Письма домой писать получалось непостоянно, да и какая об этом могла быть речь во время выхода на операцию? Когда раз в месяц напишешь, иногда реже выходило, да и транспортные самолеты и вертолеты с почтой, случалось, сбивали душманы.
— Как складывались взаимоотношения с местными?
— В целом нормально. Поначалу, если было чем, проезжая на броне через селения, мы угощали выбегавших навстречу ребятишек тушенкой, хлебом, даже порой разрешали им залезать на броню, но потом душманы стали учить детей незаметно прикреплять к бронетехнике магнитные мины, пошли подрывы детей. После этого, естественно, никто к технике детей не подпускал.
Афганцы мастерски умели распространять легкие наркотики, частенько на них подсаживались наши солдаты. Идешь, например, по улице, а тебе с разных сторон кричат: «Командор, чах, чах!» — это была какая-то трава, засушенная и скатанная в небольшие палочки. Эту травку курило много старослужащих, молодым, правда, курить не давали. Опиумных полей везде было море, никто с ними тогда еще всерьез не боролся. Однажды, когда мы шли через одно такое поле, я сорвал две большие маковые головки, решив перекусить, но не успел я дожевать зерна, как мне стало все так безразлично: идешь, и тебе все равно — убьют тебя или нет. Так продолжалось часа два. Я взял домой несколько зернышек, потом посеял их в клумбе под окнами, хотел показать жене, насколько красивы диковинные афганские цветы.

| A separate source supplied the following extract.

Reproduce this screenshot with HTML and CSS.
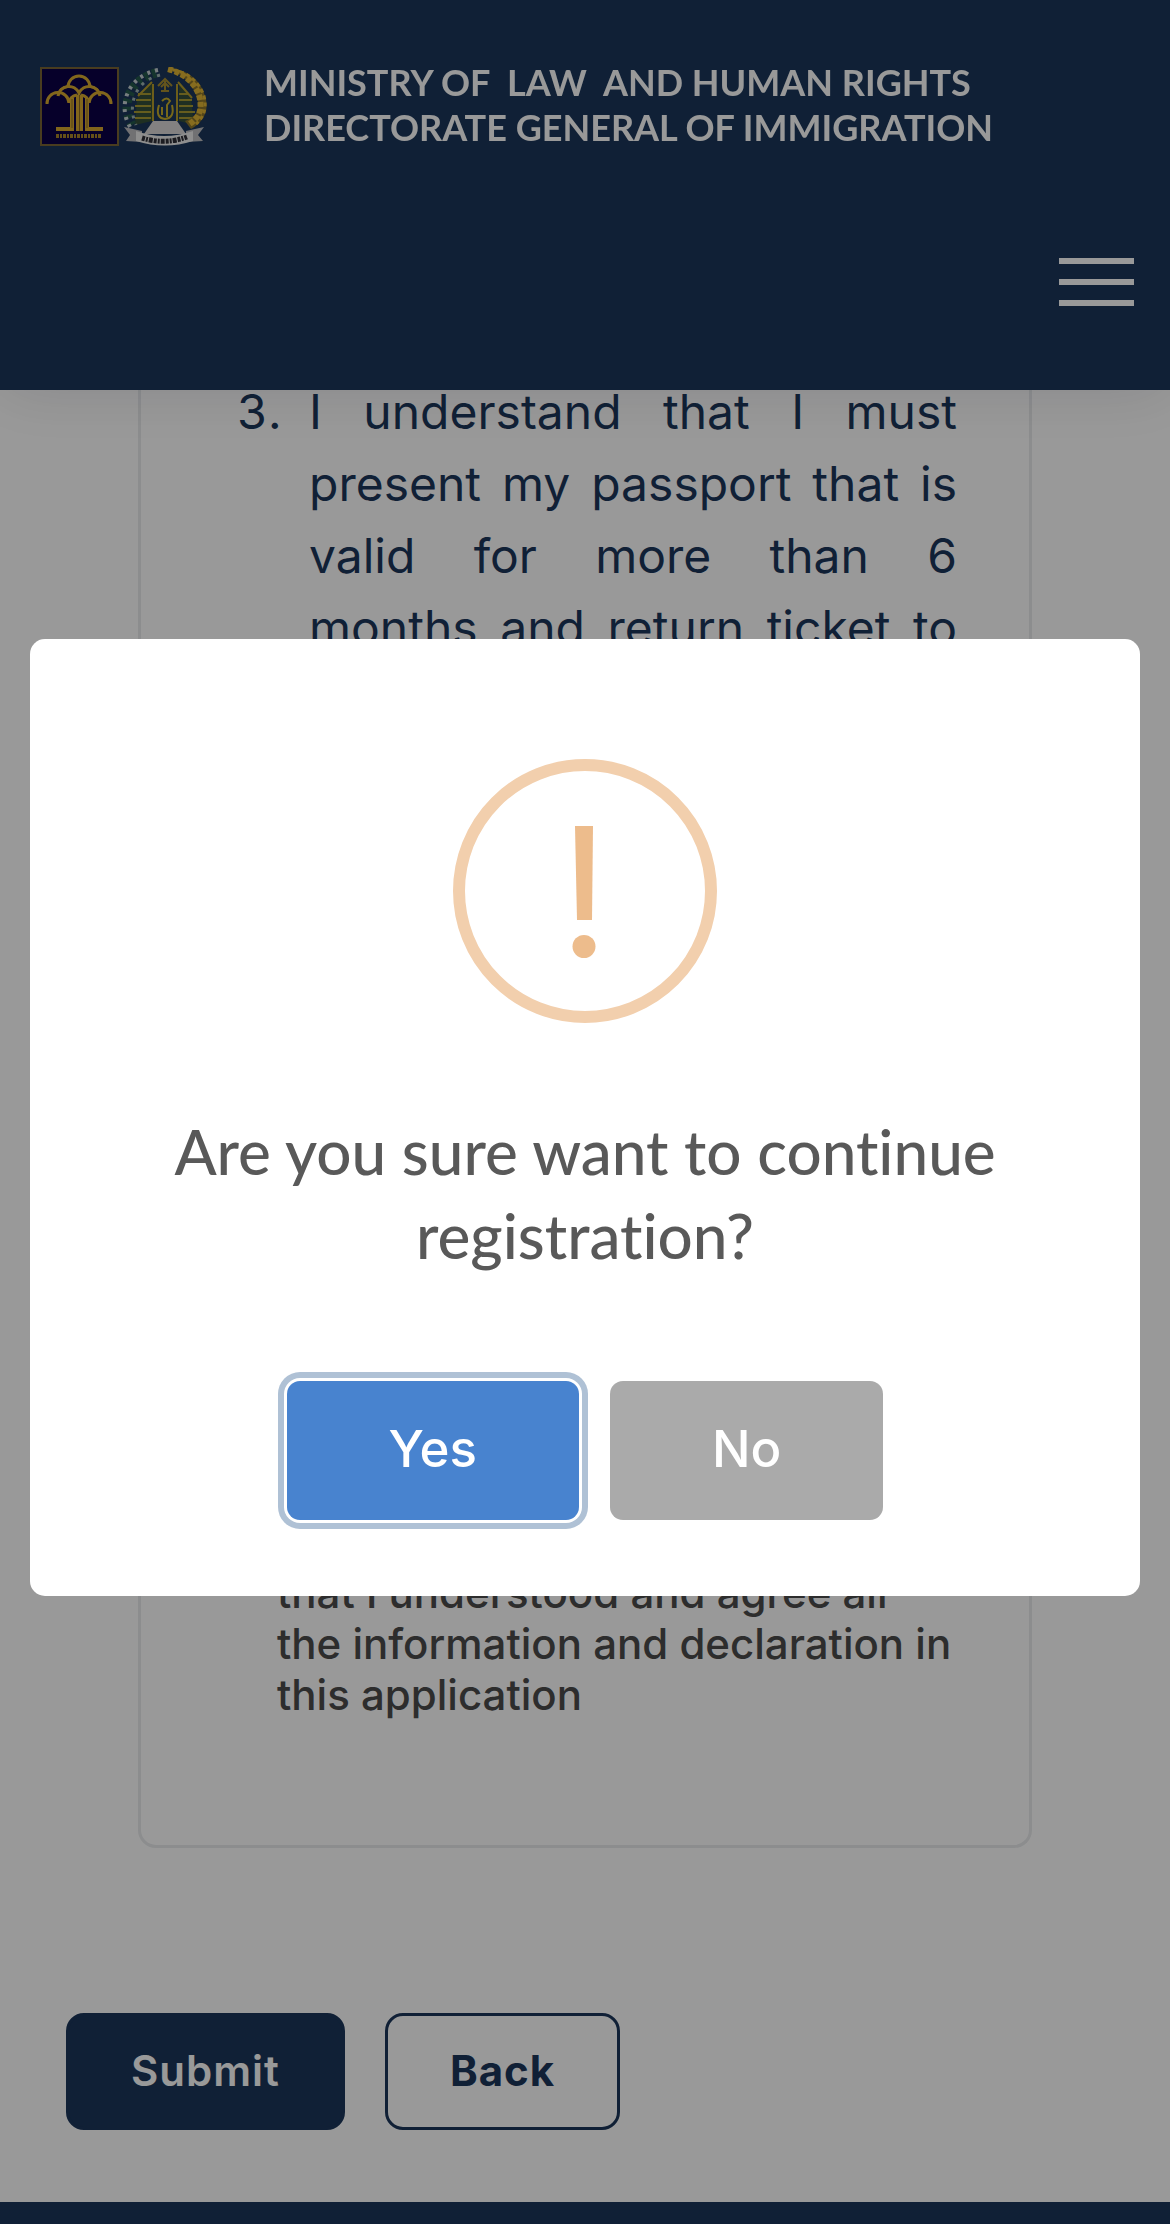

И как они зацвели, под окнами было настоящее красное море! Все соседи любовались. Участковый, проходя мимо, постоянно говорил мне: «Петя! Убери эту гадость из-под окошка!» На что я отвечал: «Да ладно, лейтенант, посмотри, какими яркими красками они цветут». Проснувшись как-то утром, я увидел, что все мои цветы срезаны под корень — видимо, кто-то оценил не только их красоту.